=== Given instruction ===
Transcribe the listing that follows in full, omitting pictures.
☆ ☆ ☆ ☆
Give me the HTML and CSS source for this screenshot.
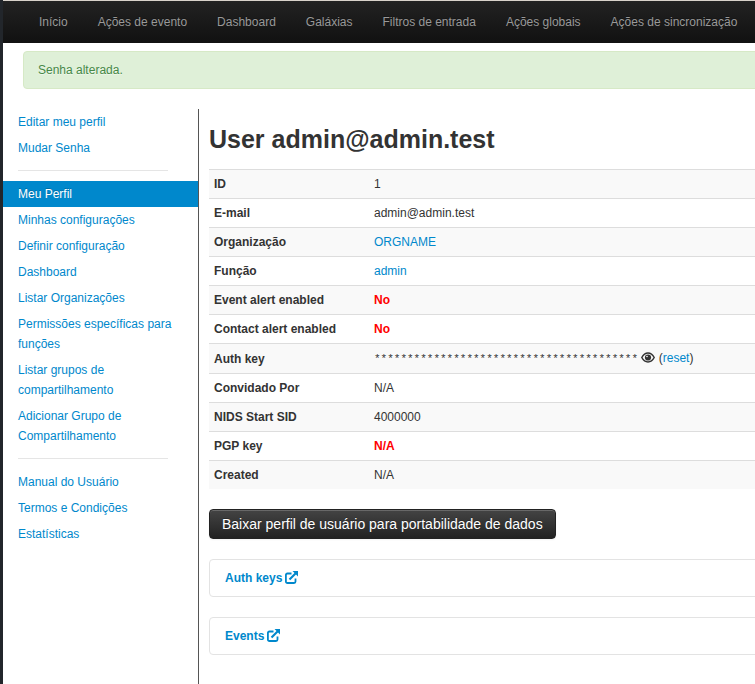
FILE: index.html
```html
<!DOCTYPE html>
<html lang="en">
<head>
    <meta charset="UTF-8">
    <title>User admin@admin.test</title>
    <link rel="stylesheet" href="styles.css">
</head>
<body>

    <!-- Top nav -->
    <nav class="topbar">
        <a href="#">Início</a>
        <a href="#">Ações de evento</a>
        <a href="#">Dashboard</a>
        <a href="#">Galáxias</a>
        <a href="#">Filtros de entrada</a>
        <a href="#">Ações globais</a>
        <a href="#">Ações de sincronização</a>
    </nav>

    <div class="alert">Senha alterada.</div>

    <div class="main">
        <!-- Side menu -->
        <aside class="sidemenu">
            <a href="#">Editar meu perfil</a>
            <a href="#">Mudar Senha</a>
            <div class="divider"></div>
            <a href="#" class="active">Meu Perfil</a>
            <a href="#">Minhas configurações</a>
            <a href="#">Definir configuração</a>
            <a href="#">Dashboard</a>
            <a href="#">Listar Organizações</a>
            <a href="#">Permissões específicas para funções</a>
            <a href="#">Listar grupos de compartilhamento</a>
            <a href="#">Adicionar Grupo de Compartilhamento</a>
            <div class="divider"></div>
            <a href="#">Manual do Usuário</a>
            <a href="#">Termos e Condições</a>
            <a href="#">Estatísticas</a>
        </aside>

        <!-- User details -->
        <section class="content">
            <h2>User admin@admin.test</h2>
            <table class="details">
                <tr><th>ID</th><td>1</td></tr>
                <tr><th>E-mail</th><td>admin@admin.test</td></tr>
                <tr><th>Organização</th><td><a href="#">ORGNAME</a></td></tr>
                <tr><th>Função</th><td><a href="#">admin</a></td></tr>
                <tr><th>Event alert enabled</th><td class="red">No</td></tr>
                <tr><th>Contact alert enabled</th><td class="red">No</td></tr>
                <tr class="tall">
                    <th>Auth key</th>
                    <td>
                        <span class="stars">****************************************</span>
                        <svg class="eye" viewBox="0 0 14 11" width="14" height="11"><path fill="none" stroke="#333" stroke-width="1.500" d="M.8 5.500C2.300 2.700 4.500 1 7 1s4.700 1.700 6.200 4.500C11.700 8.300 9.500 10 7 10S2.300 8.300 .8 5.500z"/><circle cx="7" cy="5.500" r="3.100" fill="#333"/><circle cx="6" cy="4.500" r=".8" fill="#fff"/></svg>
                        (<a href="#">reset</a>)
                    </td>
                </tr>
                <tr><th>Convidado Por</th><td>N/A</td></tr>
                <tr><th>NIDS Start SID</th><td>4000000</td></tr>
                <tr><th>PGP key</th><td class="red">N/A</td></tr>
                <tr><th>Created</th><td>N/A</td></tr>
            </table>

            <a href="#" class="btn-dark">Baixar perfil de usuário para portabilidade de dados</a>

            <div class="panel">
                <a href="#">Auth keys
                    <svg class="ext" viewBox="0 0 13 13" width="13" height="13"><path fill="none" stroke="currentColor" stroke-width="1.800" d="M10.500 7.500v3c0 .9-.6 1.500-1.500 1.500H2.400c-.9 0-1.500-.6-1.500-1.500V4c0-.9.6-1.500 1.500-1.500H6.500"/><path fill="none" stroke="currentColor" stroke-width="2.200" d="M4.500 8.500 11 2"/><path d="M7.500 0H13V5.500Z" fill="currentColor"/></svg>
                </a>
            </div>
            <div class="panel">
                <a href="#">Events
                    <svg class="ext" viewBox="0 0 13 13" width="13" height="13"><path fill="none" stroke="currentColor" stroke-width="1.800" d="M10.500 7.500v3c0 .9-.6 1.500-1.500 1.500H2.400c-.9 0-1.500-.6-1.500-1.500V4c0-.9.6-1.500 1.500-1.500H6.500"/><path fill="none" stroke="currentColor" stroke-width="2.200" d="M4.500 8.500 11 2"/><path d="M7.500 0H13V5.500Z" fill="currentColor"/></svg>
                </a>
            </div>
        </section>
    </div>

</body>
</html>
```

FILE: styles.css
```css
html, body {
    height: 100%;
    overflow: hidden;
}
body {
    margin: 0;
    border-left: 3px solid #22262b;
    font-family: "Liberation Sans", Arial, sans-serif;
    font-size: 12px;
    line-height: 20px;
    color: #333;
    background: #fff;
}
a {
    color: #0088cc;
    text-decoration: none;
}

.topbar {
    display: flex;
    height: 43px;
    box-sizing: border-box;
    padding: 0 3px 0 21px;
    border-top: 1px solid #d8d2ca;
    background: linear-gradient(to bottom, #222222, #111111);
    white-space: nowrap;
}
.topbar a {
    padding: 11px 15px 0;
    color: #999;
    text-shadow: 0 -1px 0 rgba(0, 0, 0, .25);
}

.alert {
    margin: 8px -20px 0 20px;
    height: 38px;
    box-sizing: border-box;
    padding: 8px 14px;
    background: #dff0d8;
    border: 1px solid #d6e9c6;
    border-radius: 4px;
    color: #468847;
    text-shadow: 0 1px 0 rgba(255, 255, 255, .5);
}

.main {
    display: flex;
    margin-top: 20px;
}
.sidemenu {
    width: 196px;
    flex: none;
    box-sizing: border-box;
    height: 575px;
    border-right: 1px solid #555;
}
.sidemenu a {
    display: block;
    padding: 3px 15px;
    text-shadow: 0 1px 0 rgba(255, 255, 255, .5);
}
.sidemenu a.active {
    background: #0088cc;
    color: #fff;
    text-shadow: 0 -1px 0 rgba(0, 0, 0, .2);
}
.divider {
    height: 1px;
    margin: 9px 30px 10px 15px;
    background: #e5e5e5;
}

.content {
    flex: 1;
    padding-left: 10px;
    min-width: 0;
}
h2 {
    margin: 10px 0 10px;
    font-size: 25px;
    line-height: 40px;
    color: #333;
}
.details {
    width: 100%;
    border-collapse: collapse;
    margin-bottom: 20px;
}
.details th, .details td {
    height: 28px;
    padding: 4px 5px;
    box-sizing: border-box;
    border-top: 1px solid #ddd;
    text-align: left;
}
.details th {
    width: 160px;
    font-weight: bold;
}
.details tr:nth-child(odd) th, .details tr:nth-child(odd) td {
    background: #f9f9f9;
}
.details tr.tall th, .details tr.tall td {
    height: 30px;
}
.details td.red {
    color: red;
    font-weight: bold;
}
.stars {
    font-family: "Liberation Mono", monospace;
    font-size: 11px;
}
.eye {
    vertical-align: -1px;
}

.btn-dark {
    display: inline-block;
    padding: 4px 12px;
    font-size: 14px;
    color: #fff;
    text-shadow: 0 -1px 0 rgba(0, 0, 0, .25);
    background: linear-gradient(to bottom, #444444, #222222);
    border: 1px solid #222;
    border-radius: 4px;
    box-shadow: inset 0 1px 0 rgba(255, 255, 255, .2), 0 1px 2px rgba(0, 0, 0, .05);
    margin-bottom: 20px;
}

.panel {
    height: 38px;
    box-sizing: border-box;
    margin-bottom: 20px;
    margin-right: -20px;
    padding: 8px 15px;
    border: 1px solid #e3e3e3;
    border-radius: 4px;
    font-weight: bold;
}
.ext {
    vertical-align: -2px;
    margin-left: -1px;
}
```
☆ ☆ ☆ ☆
=== Complete response ===
Give me the HTML and CSS source for this screenshot.
FILE: index.html
```html
<!DOCTYPE html>
<html lang="en">
<head>
    <meta charset="UTF-8">
    <title>User admin@admin.test</title>
    <link rel="stylesheet" href="styles.css">
</head>
<body>

    <!-- Top nav -->
    <nav class="topbar">
        <a href="#">Início</a>
        <a href="#">Ações de evento</a>
        <a href="#">Dashboard</a>
        <a href="#">Galáxias</a>
        <a href="#">Filtros de entrada</a>
        <a href="#">Ações globais</a>
        <a href="#">Ações de sincronização</a>
    </nav>

    <div class="alert">Senha alterada.</div>

    <div class="main">
        <!-- Side menu -->
        <aside class="sidemenu">
            <a href="#">Editar meu perfil</a>
            <a href="#">Mudar Senha</a>
            <div class="divider"></div>
            <a href="#" class="active">Meu Perfil</a>
            <a href="#">Minhas configurações</a>
            <a href="#">Definir configuração</a>
            <a href="#">Dashboard</a>
            <a href="#">Listar Organizações</a>
            <a href="#">Permissões específicas para funções</a>
            <a href="#">Listar grupos de compartilhamento</a>
            <a href="#">Adicionar Grupo de Compartilhamento</a>
            <div class="divider"></div>
            <a href="#">Manual do Usuário</a>
            <a href="#">Termos e Condições</a>
            <a href="#">Estatísticas</a>
        </aside>

        <!-- User details -->
        <section class="content">
            <h2>User admin@admin.test</h2>
            <table class="details">
                <tr><th>ID</th><td>1</td></tr>
                <tr><th>E-mail</th><td>admin@admin.test</td></tr>
                <tr><th>Organização</th><td><a href="#">ORGNAME</a></td></tr>
                <tr><th>Função</th><td><a href="#">admin</a></td></tr>
                <tr><th>Event alert enabled</th><td class="red">No</td></tr>
                <tr><th>Contact alert enabled</th><td class="red">No</td></tr>
                <tr class="tall">
                    <th>Auth key</th>
                    <td>
                        <span class="stars">****************************************</span>
                        <svg class="eye" viewBox="0 0 14 11" width="14" height="11"><path fill="none" stroke="#333" stroke-width="1.500" d="M.8 5.500C2.300 2.700 4.500 1 7 1s4.700 1.700 6.200 4.500C11.700 8.300 9.500 10 7 10S2.300 8.300 .8 5.500z"/><circle cx="7" cy="5.500" r="3.100" fill="#333"/><circle cx="6" cy="4.500" r=".8" fill="#fff"/></svg>
                        (<a href="#">reset</a>)
                    </td>
                </tr>
                <tr><th>Convidado Por</th><td>N/A</td></tr>
                <tr><th>NIDS Start SID</th><td>4000000</td></tr>
                <tr><th>PGP key</th><td class="red">N/A</td></tr>
                <tr><th>Created</th><td>N/A</td></tr>
            </table>

            <a href="#" class="btn-dark">Baixar perfil de usuário para portabilidade de dados</a>

            <div class="panel">
                <a href="#">Auth keys
                    <svg class="ext" viewBox="0 0 13 13" width="13" height="13"><path fill="none" stroke="currentColor" stroke-width="1.800" d="M10.500 7.500v3c0 .9-.6 1.500-1.500 1.500H2.400c-.9 0-1.500-.6-1.500-1.500V4c0-.9.6-1.500 1.500-1.500H6.500"/><path fill="none" stroke="currentColor" stroke-width="2.200" d="M4.500 8.500 11 2"/><path d="M7.500 0H13V5.500Z" fill="currentColor"/></svg>
                </a>
            </div>
            <div class="panel">
                <a href="#">Events
                    <svg class="ext" viewBox="0 0 13 13" width="13" height="13"><path fill="none" stroke="currentColor" stroke-width="1.800" d="M10.500 7.500v3c0 .9-.6 1.500-1.500 1.500H2.400c-.9 0-1.500-.6-1.500-1.500V4c0-.9.6-1.500 1.500-1.500H6.500"/><path fill="none" stroke="currentColor" stroke-width="2.200" d="M4.500 8.500 11 2"/><path d="M7.500 0H13V5.500Z" fill="currentColor"/></svg>
                </a>
            </div>
        </section>
    </div>

</body>
</html>
```

FILE: styles.css
```css
html, body {
    height: 100%;
    overflow: hidden;
}
body {
    margin: 0;
    border-left: 3px solid #22262b;
    font-family: "Liberation Sans", Arial, sans-serif;
    font-size: 12px;
    line-height: 20px;
    color: #333;
    background: #fff;
}
a {
    color: #0088cc;
    text-decoration: none;
}

.topbar {
    display: flex;
    height: 43px;
    box-sizing: border-box;
    padding: 0 3px 0 21px;
    border-top: 1px solid #d8d2ca;
    background: linear-gradient(to bottom, #222222, #111111);
    white-space: nowrap;
}
.topbar a {
    padding: 11px 15px 0;
    color: #999;
    text-shadow: 0 -1px 0 rgba(0, 0, 0, .25);
}

.alert {
    margin: 8px -20px 0 20px;
    height: 38px;
    box-sizing: border-box;
    padding: 8px 14px;
    background: #dff0d8;
    border: 1px solid #d6e9c6;
    border-radius: 4px;
    color: #468847;
    text-shadow: 0 1px 0 rgba(255, 255, 255, .5);
}

.main {
    display: flex;
    margin-top: 20px;
}
.sidemenu {
    width: 196px;
    flex: none;
    box-sizing: border-box;
    height: 575px;
    border-right: 1px solid #555;
}
.sidemenu a {
    display: block;
    padding: 3px 15px;
    text-shadow: 0 1px 0 rgba(255, 255, 255, .5);
}
.sidemenu a.active {
    background: #0088cc;
    color: #fff;
    text-shadow: 0 -1px 0 rgba(0, 0, 0, .2);
}
.divider {
    height: 1px;
    margin: 9px 30px 10px 15px;
    background: #e5e5e5;
}

.content {
    flex: 1;
    padding-left: 10px;
    min-width: 0;
}
h2 {
    margin: 10px 0 10px;
    font-size: 25px;
    line-height: 40px;
    color: #333;
}
.details {
    width: 100%;
    border-collapse: collapse;
    margin-bottom: 20px;
}
.details th, .details td {
    height: 28px;
    padding: 4px 5px;
    box-sizing: border-box;
    border-top: 1px solid #ddd;
    text-align: left;
}
.details th {
    width: 160px;
    font-weight: bold;
}
.details tr:nth-child(odd) th, .details tr:nth-child(odd) td {
    background: #f9f9f9;
}
.details tr.tall th, .details tr.tall td {
    height: 30px;
}
.details td.red {
    color: red;
    font-weight: bold;
}
.stars {
    font-family: "Liberation Mono", monospace;
    font-size: 11px;
}
.eye {
    vertical-align: -1px;
}

.btn-dark {
    display: inline-block;
    padding: 4px 12px;
    font-size: 14px;
    color: #fff;
    text-shadow: 0 -1px 0 rgba(0, 0, 0, .25);
    background: linear-gradient(to bottom, #444444, #222222);
    border: 1px solid #222;
    border-radius: 4px;
    box-shadow: inset 0 1px 0 rgba(255, 255, 255, .2), 0 1px 2px rgba(0, 0, 0, .05);
    margin-bottom: 20px;
}

.panel {
    height: 38px;
    box-sizing: border-box;
    margin-bottom: 20px;
    margin-right: -20px;
    padding: 8px 15px;
    border: 1px solid #e3e3e3;
    border-radius: 4px;
    font-weight: bold;
}
.ext {
    vertical-align: -2px;
    margin-left: -1px;
}
```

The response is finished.